**Exercise objective**
Repeat every line of the listing below exactly, minus the pictures.

________________________

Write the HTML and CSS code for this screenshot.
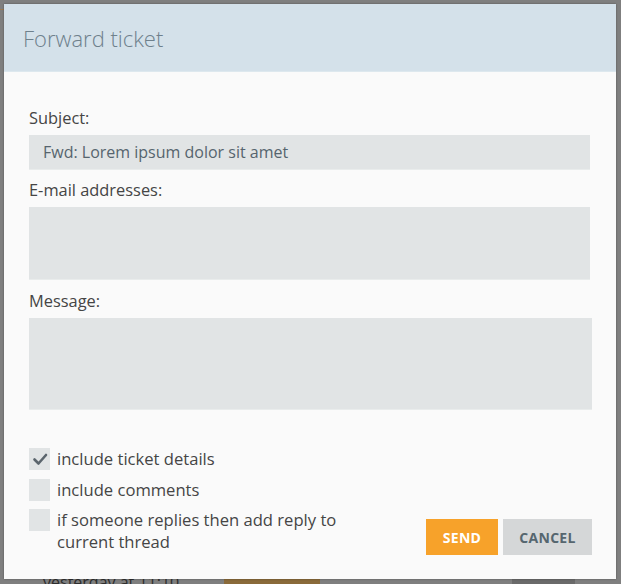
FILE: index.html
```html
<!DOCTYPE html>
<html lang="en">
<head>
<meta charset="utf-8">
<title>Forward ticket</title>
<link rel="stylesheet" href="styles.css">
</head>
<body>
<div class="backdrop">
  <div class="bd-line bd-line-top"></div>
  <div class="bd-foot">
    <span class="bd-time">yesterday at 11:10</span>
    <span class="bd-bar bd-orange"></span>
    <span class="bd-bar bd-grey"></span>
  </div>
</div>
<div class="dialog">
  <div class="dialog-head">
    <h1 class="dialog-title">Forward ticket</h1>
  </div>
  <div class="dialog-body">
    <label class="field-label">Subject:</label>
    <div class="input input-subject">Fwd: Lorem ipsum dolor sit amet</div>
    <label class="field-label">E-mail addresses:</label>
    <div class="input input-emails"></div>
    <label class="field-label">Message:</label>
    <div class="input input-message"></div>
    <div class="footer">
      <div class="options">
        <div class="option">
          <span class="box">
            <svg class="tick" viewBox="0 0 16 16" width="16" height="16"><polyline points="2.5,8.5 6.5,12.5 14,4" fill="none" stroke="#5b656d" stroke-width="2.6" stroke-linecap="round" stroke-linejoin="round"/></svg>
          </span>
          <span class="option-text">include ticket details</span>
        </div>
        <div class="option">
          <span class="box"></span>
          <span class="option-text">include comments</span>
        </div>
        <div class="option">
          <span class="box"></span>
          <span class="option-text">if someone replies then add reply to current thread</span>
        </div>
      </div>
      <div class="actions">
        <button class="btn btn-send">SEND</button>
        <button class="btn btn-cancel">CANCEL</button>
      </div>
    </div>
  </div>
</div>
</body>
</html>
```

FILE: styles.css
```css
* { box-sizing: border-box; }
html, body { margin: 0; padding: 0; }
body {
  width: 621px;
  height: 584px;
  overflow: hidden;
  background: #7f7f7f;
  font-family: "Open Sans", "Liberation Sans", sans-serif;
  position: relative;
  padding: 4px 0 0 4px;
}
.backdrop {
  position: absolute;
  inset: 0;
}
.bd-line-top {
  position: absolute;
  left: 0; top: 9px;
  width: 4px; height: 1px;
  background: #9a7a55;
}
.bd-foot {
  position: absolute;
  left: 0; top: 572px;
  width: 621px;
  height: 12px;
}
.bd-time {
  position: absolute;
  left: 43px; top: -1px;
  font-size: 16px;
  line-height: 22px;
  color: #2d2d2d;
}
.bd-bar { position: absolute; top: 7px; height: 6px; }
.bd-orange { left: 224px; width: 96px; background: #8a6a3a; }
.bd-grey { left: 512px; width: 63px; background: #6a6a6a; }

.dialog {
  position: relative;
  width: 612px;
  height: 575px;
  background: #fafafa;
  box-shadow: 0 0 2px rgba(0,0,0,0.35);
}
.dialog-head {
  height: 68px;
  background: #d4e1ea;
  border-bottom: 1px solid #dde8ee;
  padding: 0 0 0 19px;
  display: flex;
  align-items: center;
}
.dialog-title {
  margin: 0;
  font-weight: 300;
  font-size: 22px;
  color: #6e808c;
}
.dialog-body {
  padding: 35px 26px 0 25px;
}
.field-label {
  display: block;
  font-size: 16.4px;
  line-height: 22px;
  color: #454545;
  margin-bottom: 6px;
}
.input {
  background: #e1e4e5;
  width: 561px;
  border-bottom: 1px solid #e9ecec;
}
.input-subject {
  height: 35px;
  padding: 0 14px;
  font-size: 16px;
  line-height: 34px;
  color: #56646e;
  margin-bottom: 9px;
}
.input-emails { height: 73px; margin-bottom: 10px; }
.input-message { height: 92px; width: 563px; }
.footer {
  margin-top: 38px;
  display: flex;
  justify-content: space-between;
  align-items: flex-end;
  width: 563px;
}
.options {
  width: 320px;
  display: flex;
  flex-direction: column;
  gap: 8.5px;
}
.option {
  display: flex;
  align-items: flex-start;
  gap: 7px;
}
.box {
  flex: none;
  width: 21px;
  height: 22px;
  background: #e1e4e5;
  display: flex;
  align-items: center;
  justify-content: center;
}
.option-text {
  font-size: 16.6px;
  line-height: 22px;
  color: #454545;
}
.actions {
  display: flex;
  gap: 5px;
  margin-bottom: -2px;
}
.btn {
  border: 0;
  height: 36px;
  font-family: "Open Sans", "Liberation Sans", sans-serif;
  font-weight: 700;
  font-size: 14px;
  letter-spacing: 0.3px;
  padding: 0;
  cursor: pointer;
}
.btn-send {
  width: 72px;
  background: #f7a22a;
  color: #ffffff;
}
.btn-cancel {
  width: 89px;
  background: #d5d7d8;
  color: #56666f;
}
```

________________________

**Solution to this exercise**
Write the HTML and CSS code for this screenshot.
FILE: index.html
```html
<!DOCTYPE html>
<html lang="en">
<head>
<meta charset="utf-8">
<title>Forward ticket</title>
<link rel="stylesheet" href="styles.css">
</head>
<body>
<div class="backdrop">
  <div class="bd-line bd-line-top"></div>
  <div class="bd-foot">
    <span class="bd-time">yesterday at 11:10</span>
    <span class="bd-bar bd-orange"></span>
    <span class="bd-bar bd-grey"></span>
  </div>
</div>
<div class="dialog">
  <div class="dialog-head">
    <h1 class="dialog-title">Forward ticket</h1>
  </div>
  <div class="dialog-body">
    <label class="field-label">Subject:</label>
    <div class="input input-subject">Fwd: Lorem ipsum dolor sit amet</div>
    <label class="field-label">E-mail addresses:</label>
    <div class="input input-emails"></div>
    <label class="field-label">Message:</label>
    <div class="input input-message"></div>
    <div class="footer">
      <div class="options">
        <div class="option">
          <span class="box">
            <svg class="tick" viewBox="0 0 16 16" width="16" height="16"><polyline points="2.5,8.5 6.5,12.5 14,4" fill="none" stroke="#5b656d" stroke-width="2.6" stroke-linecap="round" stroke-linejoin="round"/></svg>
          </span>
          <span class="option-text">include ticket details</span>
        </div>
        <div class="option">
          <span class="box"></span>
          <span class="option-text">include comments</span>
        </div>
        <div class="option">
          <span class="box"></span>
          <span class="option-text">if someone replies then add reply to current thread</span>
        </div>
      </div>
      <div class="actions">
        <button class="btn btn-send">SEND</button>
        <button class="btn btn-cancel">CANCEL</button>
      </div>
    </div>
  </div>
</div>
</body>
</html>
```

FILE: styles.css
```css
* { box-sizing: border-box; }
html, body { margin: 0; padding: 0; }
body {
  width: 621px;
  height: 584px;
  overflow: hidden;
  background: #7f7f7f;
  font-family: "Open Sans", "Liberation Sans", sans-serif;
  position: relative;
  padding: 4px 0 0 4px;
}
.backdrop {
  position: absolute;
  inset: 0;
}
.bd-line-top {
  position: absolute;
  left: 0; top: 9px;
  width: 4px; height: 1px;
  background: #9a7a55;
}
.bd-foot {
  position: absolute;
  left: 0; top: 572px;
  width: 621px;
  height: 12px;
}
.bd-time {
  position: absolute;
  left: 43px; top: -1px;
  font-size: 16px;
  line-height: 22px;
  color: #2d2d2d;
}
.bd-bar { position: absolute; top: 7px; height: 6px; }
.bd-orange { left: 224px; width: 96px; background: #8a6a3a; }
.bd-grey { left: 512px; width: 63px; background: #6a6a6a; }

.dialog {
  position: relative;
  width: 612px;
  height: 575px;
  background: #fafafa;
  box-shadow: 0 0 2px rgba(0,0,0,0.35);
}
.dialog-head {
  height: 68px;
  background: #d4e1ea;
  border-bottom: 1px solid #dde8ee;
  padding: 0 0 0 19px;
  display: flex;
  align-items: center;
}
.dialog-title {
  margin: 0;
  font-weight: 300;
  font-size: 22px;
  color: #6e808c;
}
.dialog-body {
  padding: 35px 26px 0 25px;
}
.field-label {
  display: block;
  font-size: 16.4px;
  line-height: 22px;
  color: #454545;
  margin-bottom: 6px;
}
.input {
  background: #e1e4e5;
  width: 561px;
  border-bottom: 1px solid #e9ecec;
}
.input-subject {
  height: 35px;
  padding: 0 14px;
  font-size: 16px;
  line-height: 34px;
  color: #56646e;
  margin-bottom: 9px;
}
.input-emails { height: 73px; margin-bottom: 10px; }
.input-message { height: 92px; width: 563px; }
.footer {
  margin-top: 38px;
  display: flex;
  justify-content: space-between;
  align-items: flex-end;
  width: 563px;
}
.options {
  width: 320px;
  display: flex;
  flex-direction: column;
  gap: 8.5px;
}
.option {
  display: flex;
  align-items: flex-start;
  gap: 7px;
}
.box {
  flex: none;
  width: 21px;
  height: 22px;
  background: #e1e4e5;
  display: flex;
  align-items: center;
  justify-content: center;
}
.option-text {
  font-size: 16.6px;
  line-height: 22px;
  color: #454545;
}
.actions {
  display: flex;
  gap: 5px;
  margin-bottom: -2px;
}
.btn {
  border: 0;
  height: 36px;
  font-family: "Open Sans", "Liberation Sans", sans-serif;
  font-weight: 700;
  font-size: 14px;
  letter-spacing: 0.3px;
  padding: 0;
  cursor: pointer;
}
.btn-send {
  width: 72px;
  background: #f7a22a;
  color: #ffffff;
}
.btn-cancel {
  width: 89px;
  background: #d5d7d8;
  color: #56666f;
}
```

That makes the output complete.